The premier Bengaluru-based Indian Institute of Science (IISc) is developing a Covid vaccine, informed Karnataka Health Minister K. Sudhakar on Thursday, which has reportedly proven to be more successful than existing vaccines.

The IISc vaccine has reportedly shown a more significant neutralising effect than existing vaccines like Covishield or Covaxin and it can be stored at a room temperature of up to 30 degrees.

According to the IISC website, vaccine production would cost Rs. 15 crore. The aim is to create a vaccine that can be mass-produced quickly to protect frontline health workers, medical staff, senior citizens, and people with co-morbidities like cardiovascular diseases and diabetes.

Informing the development following a meeting with IISc Director Prof Govindan Rangarajan, Dr Sudhakar tweeted about the vaccine, stating:"Our govt will extend all possible support to IISC, Bangalore in expediting clinical validation and obtaining regulatory approvals for oxygen concentrators and collaboration with industry for manufacturing."
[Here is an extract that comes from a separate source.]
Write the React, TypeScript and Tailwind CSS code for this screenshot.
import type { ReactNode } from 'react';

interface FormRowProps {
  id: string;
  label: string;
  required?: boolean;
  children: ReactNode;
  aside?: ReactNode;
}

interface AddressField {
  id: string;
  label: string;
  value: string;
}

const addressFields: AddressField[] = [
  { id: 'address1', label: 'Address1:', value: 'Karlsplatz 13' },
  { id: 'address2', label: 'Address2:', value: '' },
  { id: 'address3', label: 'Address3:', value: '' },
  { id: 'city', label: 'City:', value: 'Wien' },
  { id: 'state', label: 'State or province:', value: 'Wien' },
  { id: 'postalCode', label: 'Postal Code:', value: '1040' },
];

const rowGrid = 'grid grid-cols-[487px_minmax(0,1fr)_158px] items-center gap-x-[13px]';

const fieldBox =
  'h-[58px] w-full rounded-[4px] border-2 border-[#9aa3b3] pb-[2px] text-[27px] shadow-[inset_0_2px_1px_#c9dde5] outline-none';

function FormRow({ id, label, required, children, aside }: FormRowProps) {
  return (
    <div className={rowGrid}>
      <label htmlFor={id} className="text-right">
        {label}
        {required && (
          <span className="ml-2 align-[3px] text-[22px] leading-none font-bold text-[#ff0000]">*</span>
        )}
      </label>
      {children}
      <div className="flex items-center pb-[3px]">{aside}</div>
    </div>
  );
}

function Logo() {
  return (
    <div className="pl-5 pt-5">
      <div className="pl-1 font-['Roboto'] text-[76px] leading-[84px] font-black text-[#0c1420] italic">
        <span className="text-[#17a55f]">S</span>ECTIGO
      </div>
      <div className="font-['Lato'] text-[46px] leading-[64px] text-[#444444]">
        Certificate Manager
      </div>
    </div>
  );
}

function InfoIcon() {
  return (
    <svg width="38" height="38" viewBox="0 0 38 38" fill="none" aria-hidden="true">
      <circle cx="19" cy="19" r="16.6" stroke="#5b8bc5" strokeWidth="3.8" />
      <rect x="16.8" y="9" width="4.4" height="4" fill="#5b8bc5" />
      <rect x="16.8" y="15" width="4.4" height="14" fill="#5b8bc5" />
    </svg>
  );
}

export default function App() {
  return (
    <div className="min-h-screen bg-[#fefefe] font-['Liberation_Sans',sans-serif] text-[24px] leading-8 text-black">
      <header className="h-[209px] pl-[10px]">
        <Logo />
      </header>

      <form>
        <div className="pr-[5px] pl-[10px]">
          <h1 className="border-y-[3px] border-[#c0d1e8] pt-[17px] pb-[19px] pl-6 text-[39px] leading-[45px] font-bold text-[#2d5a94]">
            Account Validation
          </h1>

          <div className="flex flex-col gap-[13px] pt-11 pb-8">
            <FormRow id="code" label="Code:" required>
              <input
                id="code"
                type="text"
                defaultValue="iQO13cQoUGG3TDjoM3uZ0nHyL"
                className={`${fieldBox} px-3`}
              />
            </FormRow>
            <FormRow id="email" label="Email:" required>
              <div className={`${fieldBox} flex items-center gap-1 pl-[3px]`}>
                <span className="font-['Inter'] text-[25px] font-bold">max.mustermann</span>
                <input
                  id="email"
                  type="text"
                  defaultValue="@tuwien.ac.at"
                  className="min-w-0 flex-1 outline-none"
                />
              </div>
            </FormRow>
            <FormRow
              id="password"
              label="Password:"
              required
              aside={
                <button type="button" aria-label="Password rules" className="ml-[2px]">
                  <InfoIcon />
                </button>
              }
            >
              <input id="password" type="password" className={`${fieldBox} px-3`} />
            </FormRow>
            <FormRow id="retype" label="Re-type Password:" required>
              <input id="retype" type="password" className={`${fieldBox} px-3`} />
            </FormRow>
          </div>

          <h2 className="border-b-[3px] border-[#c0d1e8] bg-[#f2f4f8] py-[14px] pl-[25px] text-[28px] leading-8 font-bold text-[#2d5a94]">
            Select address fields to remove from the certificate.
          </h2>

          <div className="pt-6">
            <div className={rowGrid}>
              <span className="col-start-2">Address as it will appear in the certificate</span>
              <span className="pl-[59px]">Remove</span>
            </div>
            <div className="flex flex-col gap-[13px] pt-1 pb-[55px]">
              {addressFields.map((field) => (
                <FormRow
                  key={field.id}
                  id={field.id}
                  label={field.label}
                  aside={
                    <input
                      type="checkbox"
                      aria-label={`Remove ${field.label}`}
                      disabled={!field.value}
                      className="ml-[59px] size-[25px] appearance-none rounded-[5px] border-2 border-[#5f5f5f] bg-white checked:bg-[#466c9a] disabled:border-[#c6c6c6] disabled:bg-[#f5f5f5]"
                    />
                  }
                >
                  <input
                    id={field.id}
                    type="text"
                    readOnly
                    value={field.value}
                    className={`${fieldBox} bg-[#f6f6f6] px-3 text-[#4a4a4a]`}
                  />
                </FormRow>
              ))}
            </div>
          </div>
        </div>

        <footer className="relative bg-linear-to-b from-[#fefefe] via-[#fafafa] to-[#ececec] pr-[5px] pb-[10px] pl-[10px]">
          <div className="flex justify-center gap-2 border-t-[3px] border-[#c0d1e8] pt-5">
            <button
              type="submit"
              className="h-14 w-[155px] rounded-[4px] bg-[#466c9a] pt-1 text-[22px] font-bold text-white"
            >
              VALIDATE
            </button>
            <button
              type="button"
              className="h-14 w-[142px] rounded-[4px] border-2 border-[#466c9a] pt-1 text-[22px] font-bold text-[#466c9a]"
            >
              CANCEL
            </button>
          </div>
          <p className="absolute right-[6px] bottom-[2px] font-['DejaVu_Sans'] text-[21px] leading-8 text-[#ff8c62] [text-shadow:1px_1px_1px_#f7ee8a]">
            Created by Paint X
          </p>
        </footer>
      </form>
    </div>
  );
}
Currently, the Serum institute and Bharat Biotech are manufacturing Covid vaccines in the country and the vaccination drive has so far reached 19 crore doses. However, the IISc vaccine is still in progress and has yet to undergo clinical trials, maybe a game-changer in the country's pandemic war.

IISc Bangalore
IISc BengaluruTwitter

Director Rangarajan said the vaccine under development at the institute showed a better neutralising effect than other vaccines in use. "The vaccine being developed in our institute can be stored at room temperature (30 degrees Celsius), which enables the government to scale up its distribution," he said.

IISc vaccine

The institute is developing the vaccine in collaboration with the Mynvax start-up, incubated by its society of innovation and development. "The project needs Rs 15 crore fund to conduct further studies like creating the first-generation vaccine candidate in the next four months, production technology in eight months and to initiate Phase 1 human trials in 12 months," IISc said on its website. 

The start-up estimates that 100 million doses are required to meet the country's requirements as the pandemic persists in the medium to long term. Molecular Biophysics Professor at the IISc, Raghavan Varadaraj and a biotech entrepreneur founded Mynvax in 2017 to develop novel recombinant vaccines to fight the human influenza virus.

In addition, the IISc has partnered with the state government to provide low-cost oxygen concentrators, with a production capacity of around 90%, thus, making them more effective than Chinese concentrators, which produce approximately 40-50 per cent.